My ER tales range from hilarious to those provoking tears. I can still see the nurses rushing to assist me as a 200-pound woman beat me about the neck and shoulders as she insisted she was shrinking and would soon disappear. No, wait. I didn’t see those nurses because they were rolling on the floor behind the nurses’ station, laughing their heads off. Seems I recall they also disappeared from the room when a nineteen-year-old newlywed private asked why he and his bride couldn’t conceive. After all, they’d been sleeping together since the wedding six months earlier. That’s all, sleeping. No explicit, implicit, or even imaginary sex scene there. Goes back to an old ER axiom, “You can’t cure stupid.”

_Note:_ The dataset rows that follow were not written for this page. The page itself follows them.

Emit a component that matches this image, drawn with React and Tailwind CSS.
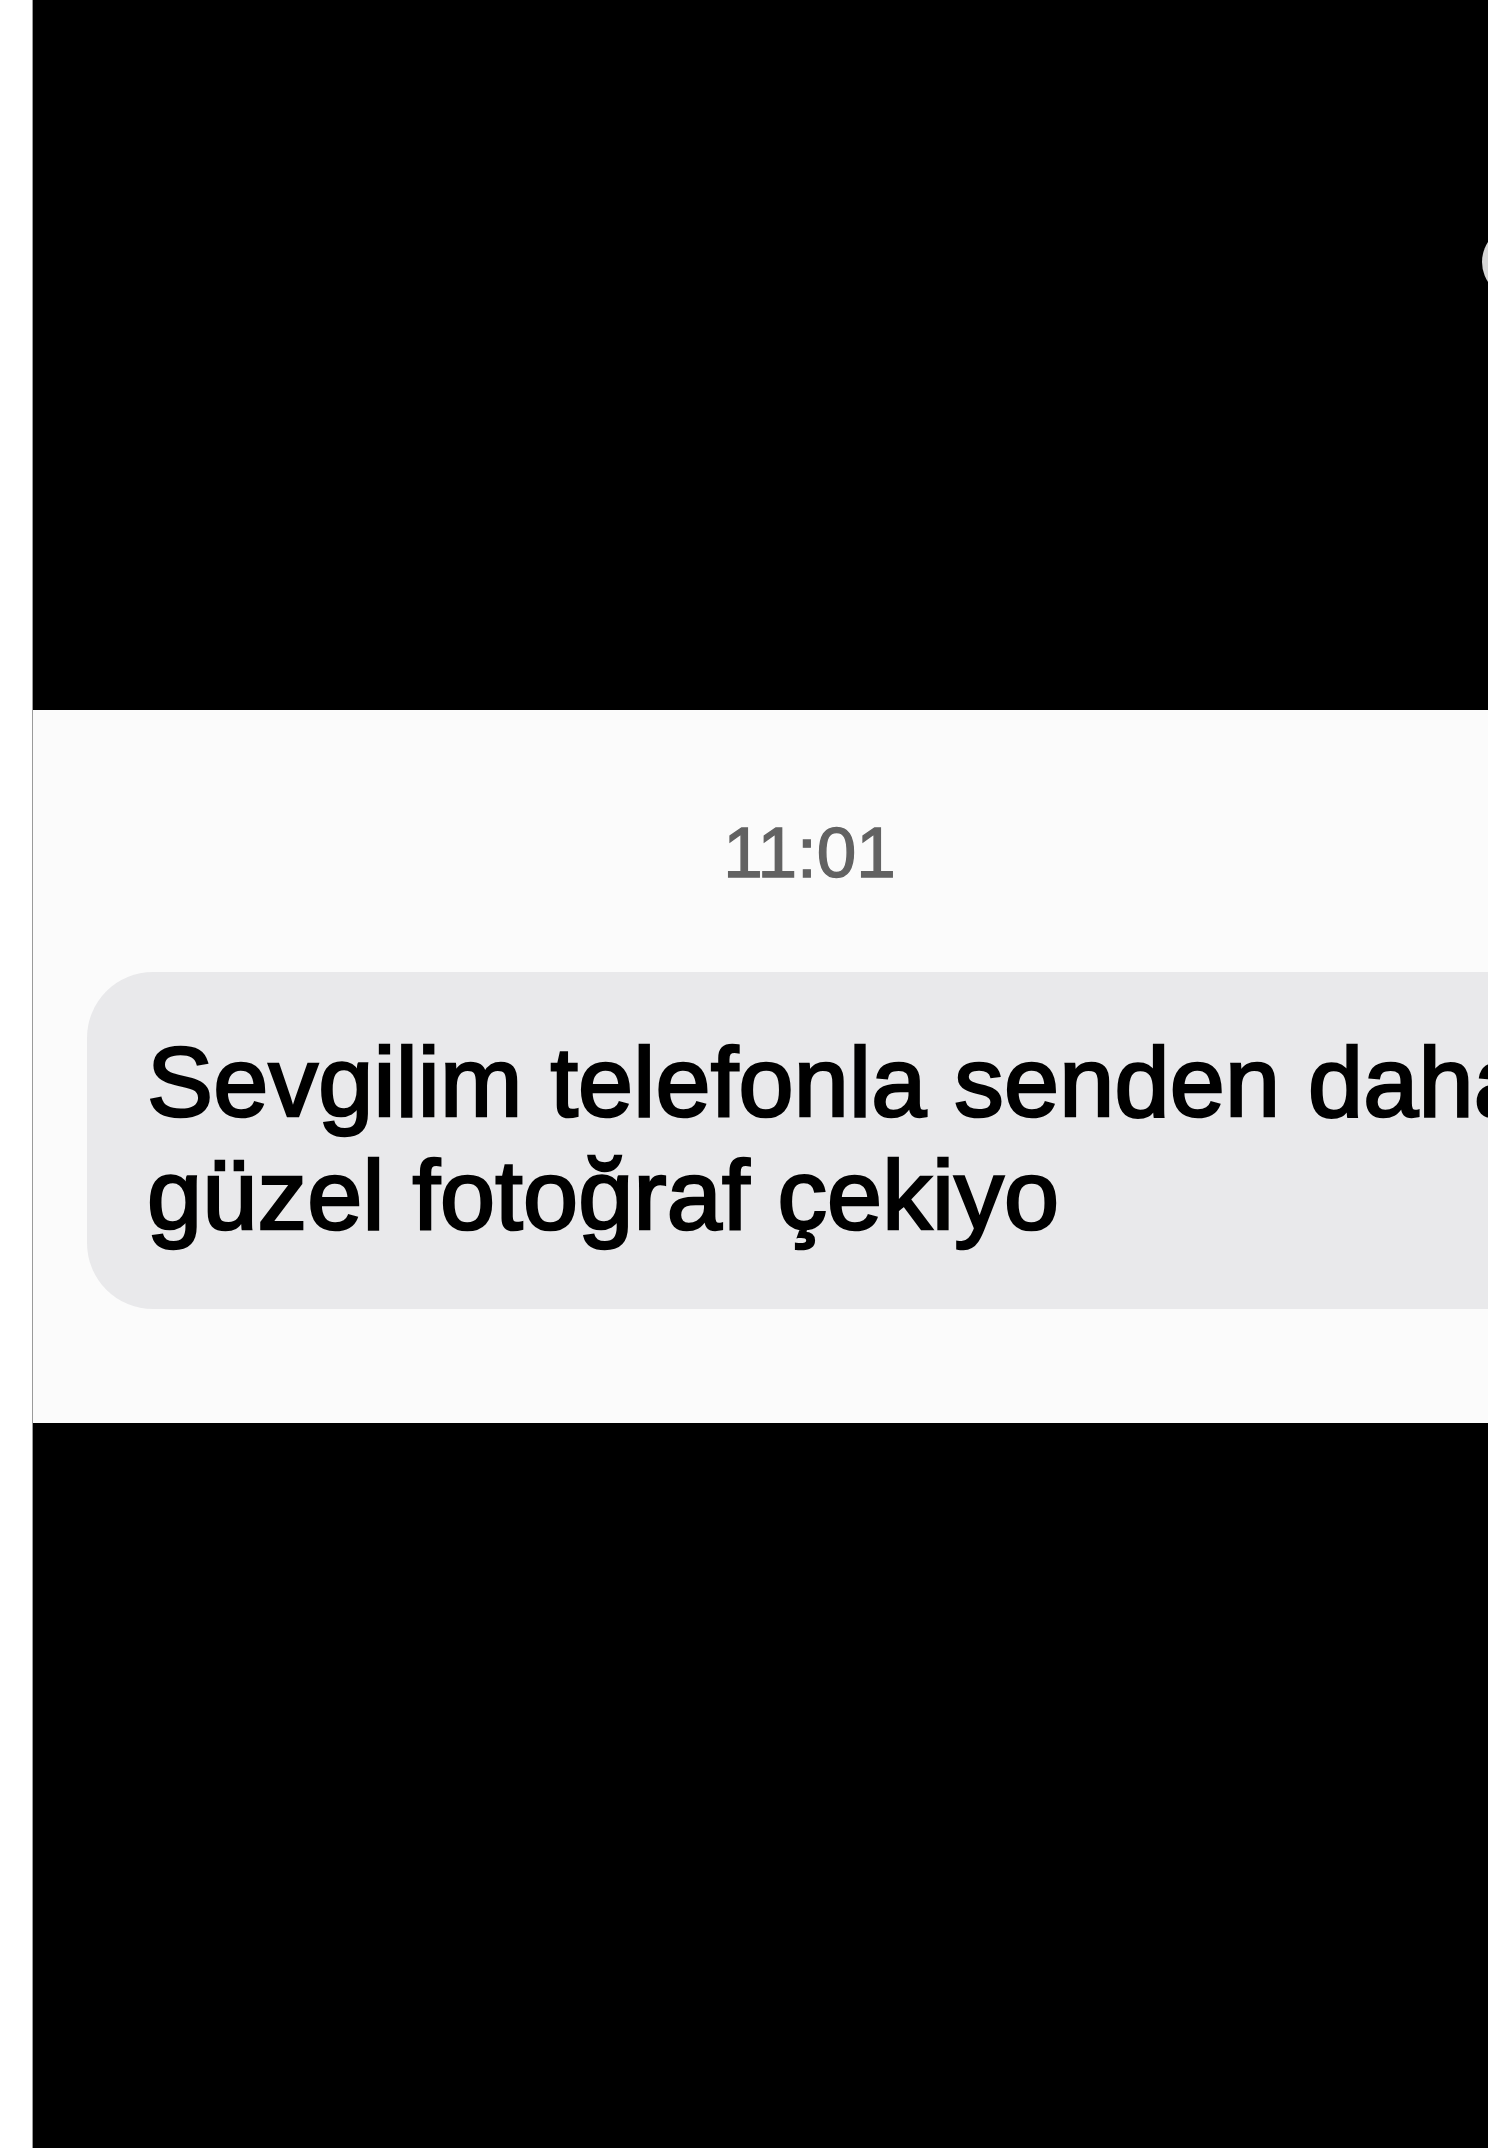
import React from 'react';

const App = () => {
  return (
    <div className="w-[1488px] h-[2148px] bg-white flex overflow-hidden">
      {/* left white margin */}
      <div className="w-[32px] shrink-0 bg-white" />

      <div className="flex-1 min-w-0 overflow-hidden flex flex-col border-l border-[#9a9a9a]">
        {/* top black area with partial circle on the right */}
        <div className="relative h-[710px] shrink-0 bg-black overflow-hidden">
          <div className="absolute left-[1449px] top-[226px] w-[72px] h-[72px] rounded-full bg-[#d6d6d6]" />
        </div>

        {/* message panel */}
        <div className="h-[713px] shrink-0 bg-[#fbfbfb] overflow-hidden flex flex-col">
          <div className="pt-[107px] pl-[98px] flex justify-center">
            <span className="text-[71px] leading-none text-[#626262] font-['Liberation_Sans',Arial,sans-serif] [-webkit-text-stroke:1.4px_#626262]">
              11:01
            </span>
          </div>

          <div className="mt-[84px] ml-[54px] w-[1520px] shrink-0 rounded-[66px] bg-[#e9e9eb] pl-[60px] pt-[53px] pb-[58px]">
            <p className="whitespace-nowrap text-[99px] leading-[113px] tracking-[0.2px] text-black font-['Liberation_Sans',Arial,sans-serif] [-webkit-text-stroke:2.6px_#000]">
              Sevgilim telefonla senden daha
              <br />
              güzel fotoğraf çekiyo
            </p>
          </div>
        </div>

        {/* bottom black area */}
        <div className="flex-1 bg-black" />
      </div>
    </div>
  );
};

export default App;
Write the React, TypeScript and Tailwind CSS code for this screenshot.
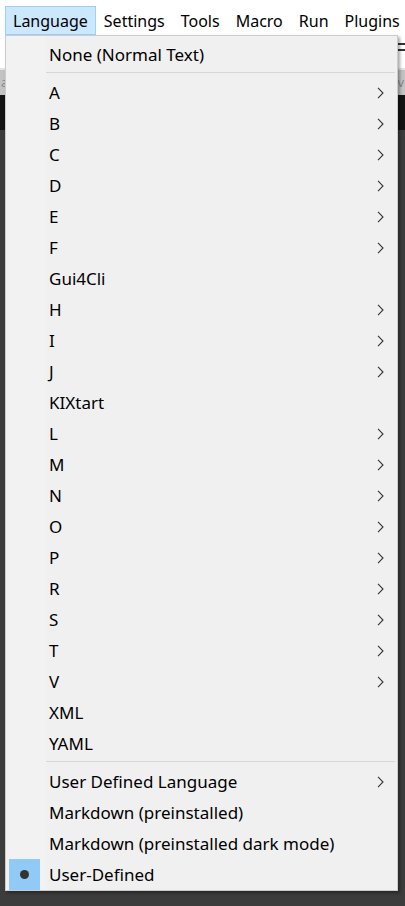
import React from 'react';

type Item = { label: string; sub?: boolean; checked?: boolean } | { sep: true };

const items: Item[] = [
  { label: 'None (Normal Text)' },
  { sep: true },
  { label: 'A', sub: true },
  { label: 'B', sub: true },
  { label: 'C', sub: true },
  { label: 'D', sub: true },
  { label: 'E', sub: true },
  { label: 'F', sub: true },
  { label: 'Gui4Cli' },
  { label: 'H', sub: true },
  { label: 'I', sub: true },
  { label: 'J', sub: true },
  { label: 'KIXtart' },
  { label: 'L', sub: true },
  { label: 'M', sub: true },
  { label: 'N', sub: true },
  { label: 'O', sub: true },
  { label: 'P', sub: true },
  { label: 'R', sub: true },
  { label: 'S', sub: true },
  { label: 'T', sub: true },
  { label: 'V', sub: true },
  { label: 'XML' },
  { label: 'YAML' },
  { sep: true },
  { label: 'User Defined Language', sub: true },
  { label: 'Markdown (preinstalled)' },
  { label: 'Markdown (preinstalled dark mode)' },
  { label: 'User-Defined', checked: true },
];

const menus = ['Language', 'Settings', 'Tools', 'Macro', 'Run', 'Plugins'];

function Chevron() {
  return (
    <svg width="7" height="12" viewBox="0 0 7 12" className="shrink-0">
      <polyline points="1,0.8 6,6 1,11.2" fill="none" stroke="#333" strokeWidth="1.1" />
    </svg>
  );
}

export default function App() {
  return (
    <div className="relative w-[405px] h-[906px] overflow-hidden bg-[#3c3c3c] font-['Noto_Sans',sans-serif] text-[16px] text-black">
      {/* menubar */}
      <div className="h-[35px] bg-white flex items-start pl-[5px] pt-[6px] whitespace-nowrap">
        {menus.map((m, i) => (
          <div
            key={m}
            className={
              i === 0
                ? 'h-[29px] px-[7px] flex items-center border border-[#99d1ff] bg-[#cce8ff]'
                : 'h-[29px] px-[7px] flex items-center border border-transparent'
            }
          >
            {m}
          </div>
        ))}
      </div>
      {/* toolbar */}
      <div className="h-[35px] bg-white border-b-2 border-[#e4e4e4] flex flex-col gap-[4px] pt-[8px] items-end">
        <div className="w-[8px] h-[2px] bg-[#333]" />
        <div className="w-[8px] h-[2px] bg-[#333]" />
      </div>
      {/* tab bar */}
      <div className="h-[25px] bg-[#c3c3c3] flex items-center justify-between px-[1px] text-[13px] text-[#8a8a8a]">
        <span>as</span>
        <span>iv</span>
      </div>
      <div className="h-[35px] bg-[#141414]" />

      {/* dropdown */}
      <div className="absolute left-[5px] top-[35px] w-[393px] h-[856px] border border-[#cccccc] bg-[#f0f0f0] shadow-[2px_2px_3px_rgba(0,0,0,0.35)] flex text-[17px]">
        <div className="w-[40px] bg-[#f2f2f2] shrink-0" />
        <div className="flex-1 pt-[3px]">
          {items.map((it, i) =>
            'sep' in it ? (
              <div key={i} className="h-[7px] pt-[2px] pr-[2px]">
                <div className="h-[1px] bg-[#d7d7d7]" />
              </div>
            ) : (
              <div key={i} className="relative h-[31px] flex items-center pl-[3px] pr-[13px]">
                {it.checked && (
                  <div className="absolute left-[-37px] top-0 w-[31px] h-[31px] bg-[#91c9f7] flex items-center justify-center">
                    <div className="w-[9px] h-[9px] rounded-full bg-[#333]" />
                  </div>
                )}
                <span className="flex-1 whitespace-nowrap">{it.label}</span>
                {it.sub && <Chevron />}
              </div>
            )
          )}
        </div>
      </div>
    </div>
  );
}
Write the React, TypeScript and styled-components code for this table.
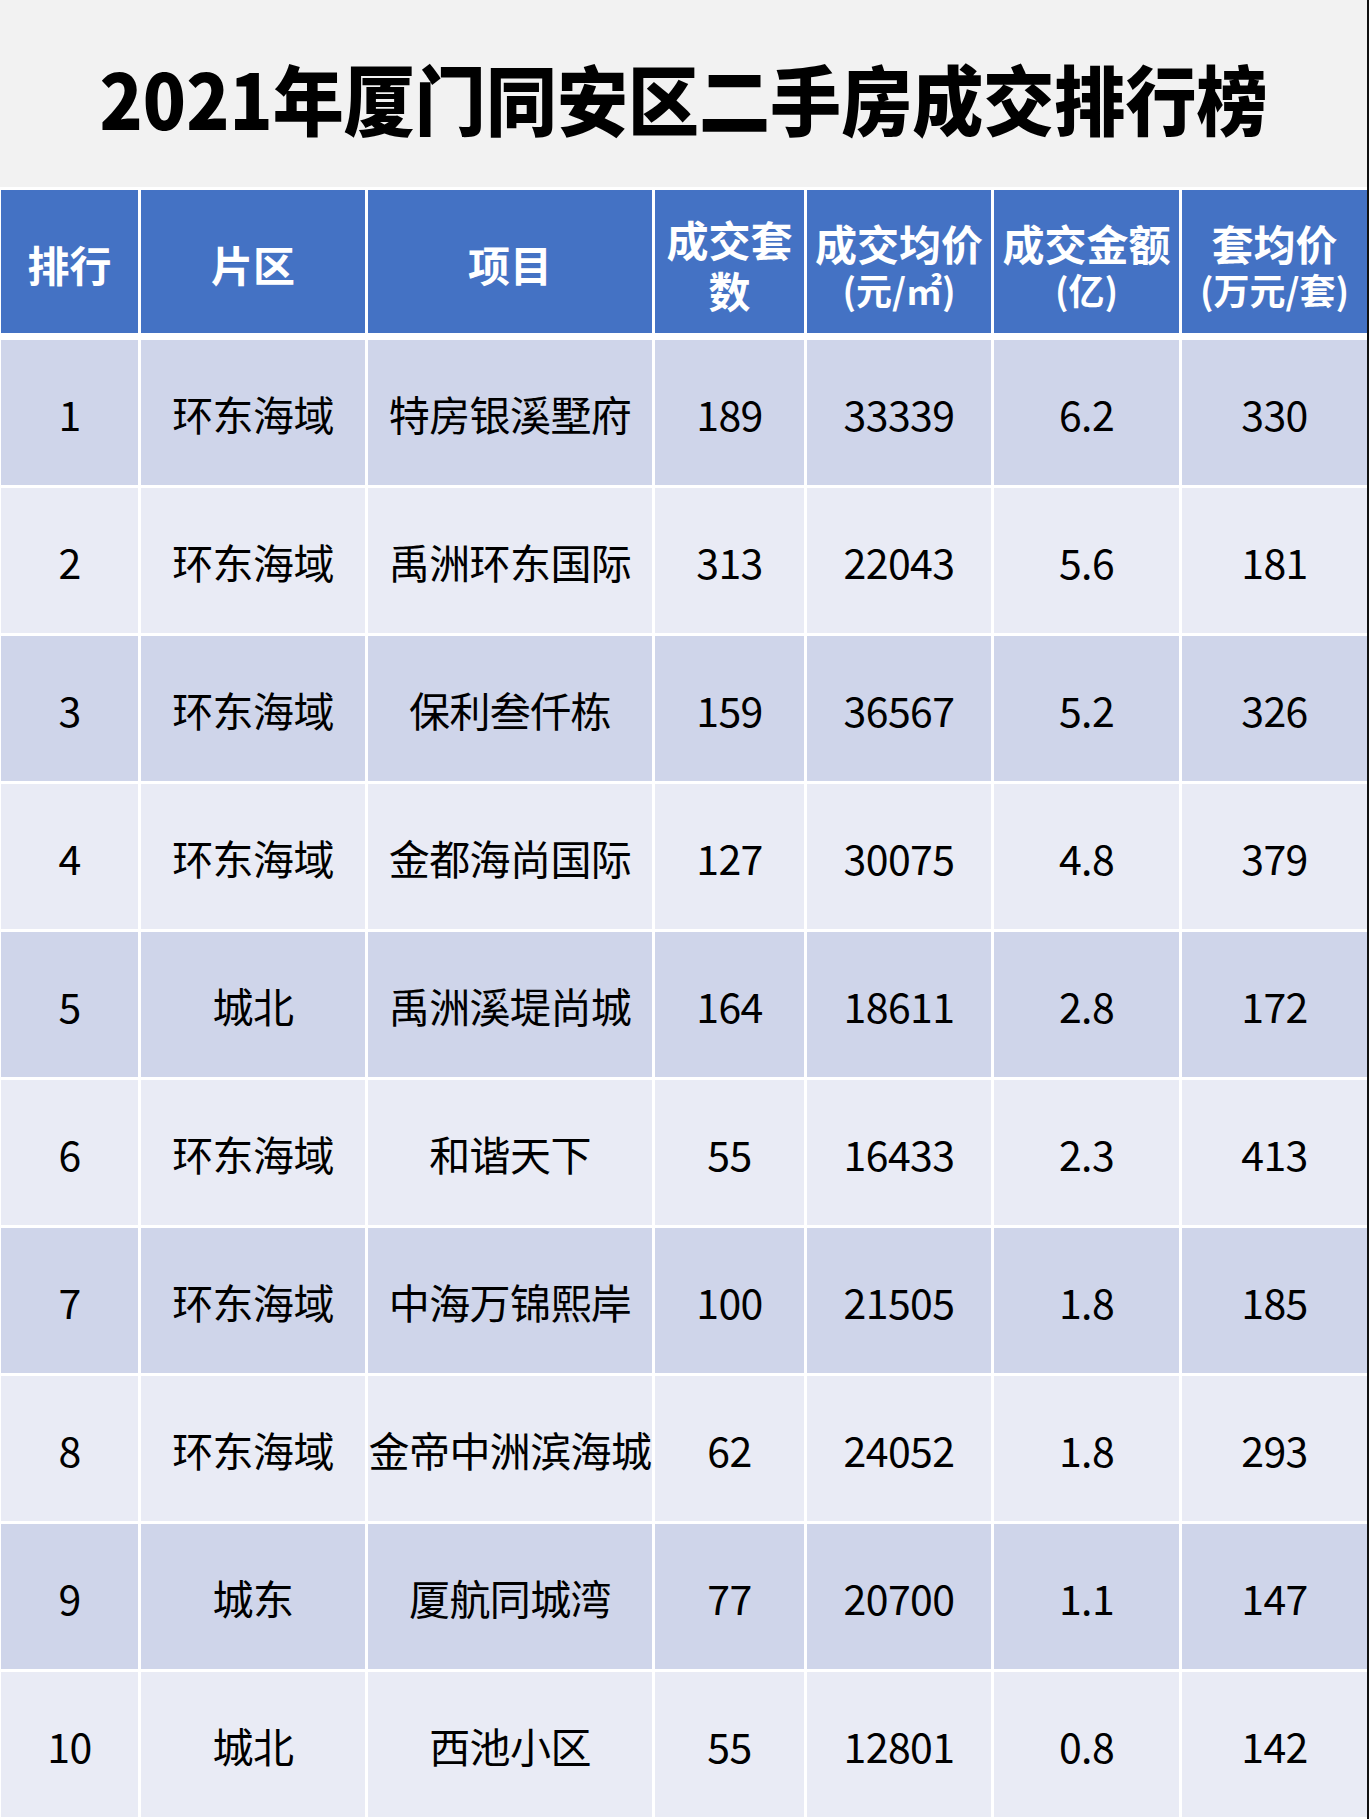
import styled, { createGlobalStyle } from 'styled-components';

const GlobalStyle = createGlobalStyle`
  html, body {
    margin: 0;
    padding: 0;
    background: #f2f2f2;
  }
  body {
    font-family: "Noto Sans CJK SC", "Noto Sans", sans-serif;
  }
`;

type Row = {
  rank: number;
  area: string;
  project: string;
  deals: number;
  price: number;
  amount: string;
  avg: number;
};

const rows: Row[] = [
  { rank: 1, area: '环东海域', project: '特房银溪墅府', deals: 189, price: 33339, amount: '6.2', avg: 330 },
  { rank: 2, area: '环东海域', project: '禹洲环东国际', deals: 313, price: 22043, amount: '5.6', avg: 181 },
  { rank: 3, area: '环东海域', project: '保利叁仟栋', deals: 159, price: 36567, amount: '5.2', avg: 326 },
  { rank: 4, area: '环东海域', project: '金都海尚国际', deals: 127, price: 30075, amount: '4.8', avg: 379 },
  { rank: 5, area: '城北', project: '禹洲溪堤尚城', deals: 164, price: 18611, amount: '2.8', avg: 172 },
  { rank: 6, area: '环东海域', project: '和谐天下', deals: 55, price: 16433, amount: '2.3', avg: 413 },
  { rank: 7, area: '环东海域', project: '中海万锦熙岸', deals: 100, price: 21505, amount: '1.8', avg: 185 },
  { rank: 8, area: '环东海域', project: '金帝中洲滨海城', deals: 62, price: 24052, amount: '1.8', avg: 293 },
  { rank: 9, area: '城东', project: '厦航同城湾', deals: 77, price: 20700, amount: '1.1', avg: 147 },
  { rank: 10, area: '城北', project: '西池小区', deals: 55, price: 12801, amount: '0.8', avg: 142 },
];

const Page = styled.div`
  width: 1367px;
  border-right: 2px solid #111;
  background: #f2f2f2;
`;

const TitleBar = styled.div`
  height: 187px;
  display: flex;
  align-items: center;
  justify-content: center;
  padding-top: 6px;
  box-sizing: border-box;
`;

const Title = styled.h1`
  margin: 0;
  font-size: 76px;
  font-weight: 900;
  color: #000;
  line-height: 1;
  white-space: nowrap;
  transform: scaleX(0.935);
`;

const Table = styled.div`
  background: #fff;
  padding: 3px 0 0 1px;
  display: grid;
  grid-template-columns: 137px 224px 284px 149px 184px 185px 185px;
  column-gap: 3px;
`;

const TableRow = styled.div`
  display: contents;
`;

const HeadCell = styled.div`
  height: 143px;
  margin-bottom: 7px;
  background: #4472c4;
  color: #fff;
  font-weight: 700;
  font-size: 42px;
  line-height: 1.2;
  display: flex;
  flex-direction: column;
  align-items: center;
  justify-content: center;
  text-align: center;
  padding-top: 6px;
  box-sizing: border-box;
`;

const HeadSub = styled.span`
  font-size: 36px;
  line-height: 1.2;
`;

const Cell = styled.div<{ $odd: boolean }>`
  height: 145px;
  margin-bottom: 3px;
  background: ${(p) => (p.$odd ? '#cfd5ea' : '#e9ebf5')};
  color: #000;
  font-size: 41px;
  display: flex;
  align-items: center;
  justify-content: center;
  white-space: nowrap;
  letter-spacing: -0.6px;
`;

export default function App() {
  return (
    <>
      <GlobalStyle />
      <Page>
        <TitleBar>
          <Title>2021年厦门同安区二手房成交排行榜</Title>
        </TitleBar>
        <Table>
          <TableRow>
            <HeadCell>排行</HeadCell>
            <HeadCell>片区</HeadCell>
            <HeadCell>项目</HeadCell>
            <HeadCell>
              <span>成交套</span>
              <span>数</span>
            </HeadCell>
            <HeadCell>
              <span>成交均价</span>
              <HeadSub>(元/㎡)</HeadSub>
            </HeadCell>
            <HeadCell>
              <span>成交金额</span>
              <HeadSub>(亿)</HeadSub>
            </HeadCell>
            <HeadCell>
              <span>套均价</span>
              <HeadSub>(万元/套)</HeadSub>
            </HeadCell>
          </TableRow>
          {rows.map((r) => {
            const odd = r.rank % 2 === 1;
            return (
              <TableRow key={r.rank}>
                <Cell $odd={odd}>{r.rank}</Cell>
                <Cell $odd={odd}>{r.area}</Cell>
                <Cell $odd={odd}>{r.project}</Cell>
                <Cell $odd={odd}>{r.deals}</Cell>
                <Cell $odd={odd}>{r.price}</Cell>
                <Cell $odd={odd}>{r.amount}</Cell>
                <Cell $odd={odd}>{r.avg}</Cell>
              </TableRow>
            );
          })}
        </Table>
      </Page>
    </>
  );
}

But on the flip side, there have been the cases that sent me home numb. I had a 45-year old man who arrived in ventricular fibrillation, back in the day before ambulances carried defibrillators. He proved the Biblical truth that we all have our appointed time. All seven defibrillators in the ER failed to work on him. Not one would deliver a shock. Yet, they all tested normally the next day. And nothing will ruin your day faster than a father running into the ER with his dead child in his arms. Why, Lord? Why this little one?
So, why do I bring up these examples? It’s all “fodder” for the word processor. These incidents all provoke that “what if” response in me. One quote from Indebted is “nothing in life is wasted on a writer.” Although none of the stories I just mentioned have yet made it into one of my books, they might. My experiences in becoming a Flight Surgeon included learning how to abandon a helicopter that just crashed into water. That became the inspiration for one scene in my book Looks that Deceive.
I should add at this point that Indebted is a bit different from my other books. A bit different? My wife rolls her eyes. I mean, after all, with all of my general science, engineering, military, and emergency medicine training and experience, would I ever envision myself becoming another Nicholas Sparks? My main genre is medical thrillers, with a Christian bent. That said, Indebted remains my wife’s favorite (so far).